▶ _Given request_:
Your task is to retype, word for word, the lines from the start of the data through the line holding "Small controls ─────────────────────────────────────────". Do not include the pictures.

▶ _Source data_:
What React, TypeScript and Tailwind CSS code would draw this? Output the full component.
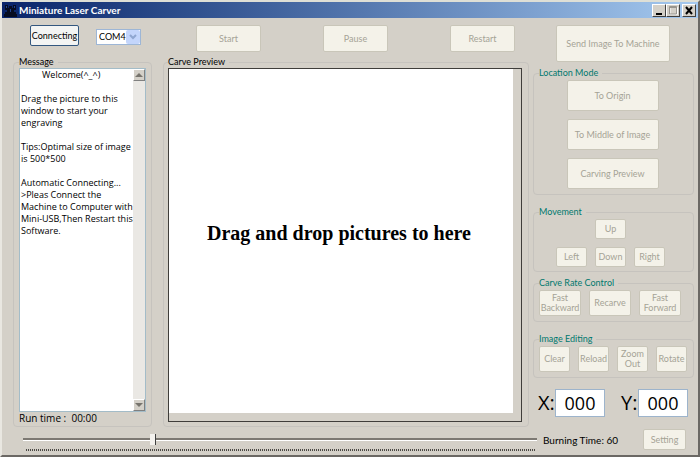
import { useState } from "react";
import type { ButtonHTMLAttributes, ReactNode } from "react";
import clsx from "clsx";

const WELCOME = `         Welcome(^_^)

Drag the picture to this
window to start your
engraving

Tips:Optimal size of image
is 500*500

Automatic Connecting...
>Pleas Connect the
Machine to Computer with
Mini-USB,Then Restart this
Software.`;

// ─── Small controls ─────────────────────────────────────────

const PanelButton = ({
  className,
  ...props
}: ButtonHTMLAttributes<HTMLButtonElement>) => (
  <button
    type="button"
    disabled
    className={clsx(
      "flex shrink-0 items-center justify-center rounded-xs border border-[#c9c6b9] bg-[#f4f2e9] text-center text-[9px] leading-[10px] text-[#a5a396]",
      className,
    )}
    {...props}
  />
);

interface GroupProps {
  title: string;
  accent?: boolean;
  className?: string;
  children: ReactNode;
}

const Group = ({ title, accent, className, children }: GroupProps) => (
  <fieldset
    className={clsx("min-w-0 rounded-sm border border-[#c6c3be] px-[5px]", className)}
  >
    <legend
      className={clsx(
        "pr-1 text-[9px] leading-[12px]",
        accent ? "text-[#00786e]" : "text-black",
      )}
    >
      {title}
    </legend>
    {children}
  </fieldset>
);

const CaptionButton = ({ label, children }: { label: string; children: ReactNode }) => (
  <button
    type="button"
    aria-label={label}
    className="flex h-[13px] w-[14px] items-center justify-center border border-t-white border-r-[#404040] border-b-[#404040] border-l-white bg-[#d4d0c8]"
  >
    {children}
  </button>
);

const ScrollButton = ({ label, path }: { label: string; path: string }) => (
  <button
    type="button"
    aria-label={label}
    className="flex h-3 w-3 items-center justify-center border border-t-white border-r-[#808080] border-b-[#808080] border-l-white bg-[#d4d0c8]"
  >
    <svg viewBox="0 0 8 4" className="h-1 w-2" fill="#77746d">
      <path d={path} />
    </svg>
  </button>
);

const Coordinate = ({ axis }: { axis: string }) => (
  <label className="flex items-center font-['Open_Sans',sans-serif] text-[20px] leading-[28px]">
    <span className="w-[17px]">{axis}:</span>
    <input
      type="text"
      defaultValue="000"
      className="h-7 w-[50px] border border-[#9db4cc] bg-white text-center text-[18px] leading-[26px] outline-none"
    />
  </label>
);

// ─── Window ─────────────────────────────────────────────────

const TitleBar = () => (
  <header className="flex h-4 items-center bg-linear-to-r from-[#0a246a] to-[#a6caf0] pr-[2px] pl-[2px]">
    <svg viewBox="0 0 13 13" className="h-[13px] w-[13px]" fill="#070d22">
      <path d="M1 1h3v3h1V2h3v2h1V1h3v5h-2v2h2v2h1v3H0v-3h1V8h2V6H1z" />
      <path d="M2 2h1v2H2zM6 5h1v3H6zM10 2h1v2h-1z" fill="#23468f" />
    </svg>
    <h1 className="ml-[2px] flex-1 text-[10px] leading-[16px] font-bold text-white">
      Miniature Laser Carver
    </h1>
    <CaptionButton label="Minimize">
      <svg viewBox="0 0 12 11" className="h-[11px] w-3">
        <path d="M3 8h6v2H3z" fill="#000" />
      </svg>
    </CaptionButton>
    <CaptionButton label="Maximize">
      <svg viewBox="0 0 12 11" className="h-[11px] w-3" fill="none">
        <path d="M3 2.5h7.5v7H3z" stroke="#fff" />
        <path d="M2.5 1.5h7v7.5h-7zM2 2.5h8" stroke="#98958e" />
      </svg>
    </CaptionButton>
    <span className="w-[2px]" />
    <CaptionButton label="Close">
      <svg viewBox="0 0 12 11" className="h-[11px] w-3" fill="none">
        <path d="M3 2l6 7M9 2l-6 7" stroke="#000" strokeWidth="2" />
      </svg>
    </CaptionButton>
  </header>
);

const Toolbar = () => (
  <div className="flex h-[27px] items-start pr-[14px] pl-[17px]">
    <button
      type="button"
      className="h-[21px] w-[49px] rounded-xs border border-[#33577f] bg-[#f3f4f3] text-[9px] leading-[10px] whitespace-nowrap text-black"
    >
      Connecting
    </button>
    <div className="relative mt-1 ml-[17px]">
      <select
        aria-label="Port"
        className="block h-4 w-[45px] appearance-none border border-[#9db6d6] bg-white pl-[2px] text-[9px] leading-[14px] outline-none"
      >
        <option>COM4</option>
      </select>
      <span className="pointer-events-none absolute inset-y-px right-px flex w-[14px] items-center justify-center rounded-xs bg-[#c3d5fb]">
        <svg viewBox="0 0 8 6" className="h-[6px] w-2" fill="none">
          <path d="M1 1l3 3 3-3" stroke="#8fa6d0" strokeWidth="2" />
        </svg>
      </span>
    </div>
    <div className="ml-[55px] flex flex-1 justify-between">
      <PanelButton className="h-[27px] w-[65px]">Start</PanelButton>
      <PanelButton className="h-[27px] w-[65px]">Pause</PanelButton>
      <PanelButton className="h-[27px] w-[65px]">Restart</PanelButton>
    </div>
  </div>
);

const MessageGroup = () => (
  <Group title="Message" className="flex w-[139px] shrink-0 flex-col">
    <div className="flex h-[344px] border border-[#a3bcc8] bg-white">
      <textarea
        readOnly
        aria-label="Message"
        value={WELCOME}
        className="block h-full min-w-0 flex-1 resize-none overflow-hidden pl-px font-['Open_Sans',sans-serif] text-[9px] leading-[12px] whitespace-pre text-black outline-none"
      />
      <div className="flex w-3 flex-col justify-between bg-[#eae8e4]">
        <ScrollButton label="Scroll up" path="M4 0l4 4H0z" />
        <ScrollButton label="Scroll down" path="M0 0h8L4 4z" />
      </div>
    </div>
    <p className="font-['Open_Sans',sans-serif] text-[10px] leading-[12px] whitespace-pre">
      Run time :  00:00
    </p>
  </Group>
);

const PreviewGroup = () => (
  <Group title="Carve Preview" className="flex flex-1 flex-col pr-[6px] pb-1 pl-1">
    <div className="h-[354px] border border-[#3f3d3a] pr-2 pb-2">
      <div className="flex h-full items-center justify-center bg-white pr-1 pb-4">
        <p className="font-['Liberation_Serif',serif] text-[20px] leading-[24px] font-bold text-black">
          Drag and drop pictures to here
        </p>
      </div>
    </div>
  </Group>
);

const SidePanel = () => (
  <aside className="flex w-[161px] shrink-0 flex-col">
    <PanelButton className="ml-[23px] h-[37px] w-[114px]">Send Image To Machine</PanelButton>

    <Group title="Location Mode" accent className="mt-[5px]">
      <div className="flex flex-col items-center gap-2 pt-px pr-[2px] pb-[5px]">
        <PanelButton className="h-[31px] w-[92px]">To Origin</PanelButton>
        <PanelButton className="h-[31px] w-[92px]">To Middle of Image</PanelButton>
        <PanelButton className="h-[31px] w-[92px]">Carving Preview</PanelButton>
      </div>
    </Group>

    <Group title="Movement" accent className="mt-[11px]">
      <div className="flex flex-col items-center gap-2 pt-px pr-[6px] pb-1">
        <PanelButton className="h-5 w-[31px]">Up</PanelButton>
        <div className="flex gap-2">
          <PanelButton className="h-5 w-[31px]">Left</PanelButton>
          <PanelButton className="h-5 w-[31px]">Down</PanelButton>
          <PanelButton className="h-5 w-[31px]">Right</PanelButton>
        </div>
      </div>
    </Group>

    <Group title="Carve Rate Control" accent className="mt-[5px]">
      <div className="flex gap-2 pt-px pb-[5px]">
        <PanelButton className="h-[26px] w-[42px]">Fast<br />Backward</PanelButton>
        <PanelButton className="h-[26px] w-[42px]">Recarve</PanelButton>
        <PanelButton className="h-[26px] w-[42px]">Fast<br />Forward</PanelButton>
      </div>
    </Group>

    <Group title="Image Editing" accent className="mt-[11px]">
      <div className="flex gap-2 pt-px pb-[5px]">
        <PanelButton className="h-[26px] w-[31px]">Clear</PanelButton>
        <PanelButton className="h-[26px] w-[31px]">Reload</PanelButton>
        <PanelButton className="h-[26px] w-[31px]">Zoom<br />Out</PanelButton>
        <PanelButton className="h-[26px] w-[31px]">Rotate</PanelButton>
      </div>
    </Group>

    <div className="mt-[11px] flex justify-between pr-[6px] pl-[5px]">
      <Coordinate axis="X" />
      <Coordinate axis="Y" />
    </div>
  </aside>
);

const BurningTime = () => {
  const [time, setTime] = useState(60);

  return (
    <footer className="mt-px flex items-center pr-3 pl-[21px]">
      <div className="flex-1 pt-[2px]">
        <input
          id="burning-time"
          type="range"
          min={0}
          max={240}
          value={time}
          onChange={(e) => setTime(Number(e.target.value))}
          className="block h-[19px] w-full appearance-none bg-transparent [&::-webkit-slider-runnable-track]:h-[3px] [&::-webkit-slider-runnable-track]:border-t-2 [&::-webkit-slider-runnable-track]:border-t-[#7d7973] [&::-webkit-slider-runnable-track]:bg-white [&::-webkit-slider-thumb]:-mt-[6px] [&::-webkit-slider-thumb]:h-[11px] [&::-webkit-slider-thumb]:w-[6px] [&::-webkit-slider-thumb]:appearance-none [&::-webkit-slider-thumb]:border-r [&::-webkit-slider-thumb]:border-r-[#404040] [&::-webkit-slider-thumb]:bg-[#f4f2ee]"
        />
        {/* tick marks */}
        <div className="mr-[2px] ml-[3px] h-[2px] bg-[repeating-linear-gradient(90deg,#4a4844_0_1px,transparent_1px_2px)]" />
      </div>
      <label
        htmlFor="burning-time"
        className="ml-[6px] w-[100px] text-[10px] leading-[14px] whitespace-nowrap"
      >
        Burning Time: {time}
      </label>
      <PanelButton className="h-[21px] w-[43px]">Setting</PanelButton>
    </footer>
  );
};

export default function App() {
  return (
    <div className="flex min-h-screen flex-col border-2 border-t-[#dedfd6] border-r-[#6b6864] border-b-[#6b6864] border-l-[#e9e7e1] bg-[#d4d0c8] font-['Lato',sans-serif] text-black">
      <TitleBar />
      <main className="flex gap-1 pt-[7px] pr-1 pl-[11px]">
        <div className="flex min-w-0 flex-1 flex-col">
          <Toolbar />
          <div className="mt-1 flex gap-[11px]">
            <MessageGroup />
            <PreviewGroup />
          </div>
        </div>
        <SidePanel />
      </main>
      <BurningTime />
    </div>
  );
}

▶ _Task result_:
What React, TypeScript and Tailwind CSS code would draw this? Output the full component.
import { useState } from "react";
import type { ButtonHTMLAttributes, ReactNode } from "react";
import clsx from "clsx";

const WELCOME = `         Welcome(^_^)

Drag the picture to this
window to start your
engraving

Tips:Optimal size of image
is 500*500

Automatic Connecting...
>Pleas Connect the
Machine to Computer with
Mini-USB,Then Restart this
Software.`;

// ─── Small controls ─────────────────────────────────────────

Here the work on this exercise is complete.